The level of rationality supports a different kind of
truth, mainly related to applicability one might
call it validity. In science, something can be true
only if it is applicable to a class of problems as
a means of achieving a practically acceptable solution.
It will certainly be not true beyond the limits of its
applicability, and no science can pretend to give
absolute solutions for all times. Indeed, all the
activity in science is directed to the determining
the region of applicability for the formally
constructed statements (hypotheses). Finally, the
level of philosophy is characterized by a kind of
truth, which I would call consistency. This is
a synthesis of actuality and validity, demanding
that every philosophical inquiry should be correlated
with the current trends of economic and social
development, while being based on the rational
understanding of the world. Philosophical truth
(wisdom) cannot, however, be neither immediately
applicable, nor treating the particular events of
the day.
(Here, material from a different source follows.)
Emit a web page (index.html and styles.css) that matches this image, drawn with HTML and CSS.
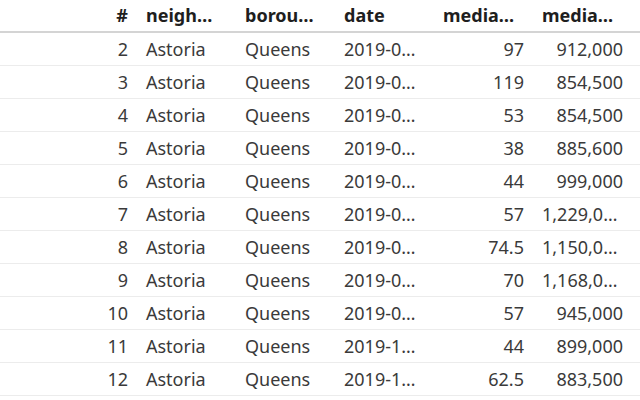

Universality is the inverse side of
consistency, and the truths of philosophy can be
useful in innumerable situations through many
centuries.
The synthetic level of spirituality forms an immediate
subjective basis for activity, and the principal
form of the ideal product on this level is idea.
Ideas can be expressed as artistic images, scientific
concepts, or philosophical categories inversely,
ideas can influence the creativity of an artist,
a scientist or a philosopher, in the same way it
determines the direction of any other activity.
It is on this level that one can be said to be
right or wrong, and the synthetic level of truth
might be called rightness.
To summarize, there is a hierarchy of truth, and
every particular formation in human spirituality is
associated with all the kinds of truths arranged in
a characteristic hierarchical structure, not necessarily
coinciding with the primary sequence related to the
stages of development. I did not consider the relation
of truth to other aspects of spirituality (e.g. beauty),
and the vast field of epistemological functions of
truth (objective and subjective truth, absolute and
relative truth etc.) has been left for another time.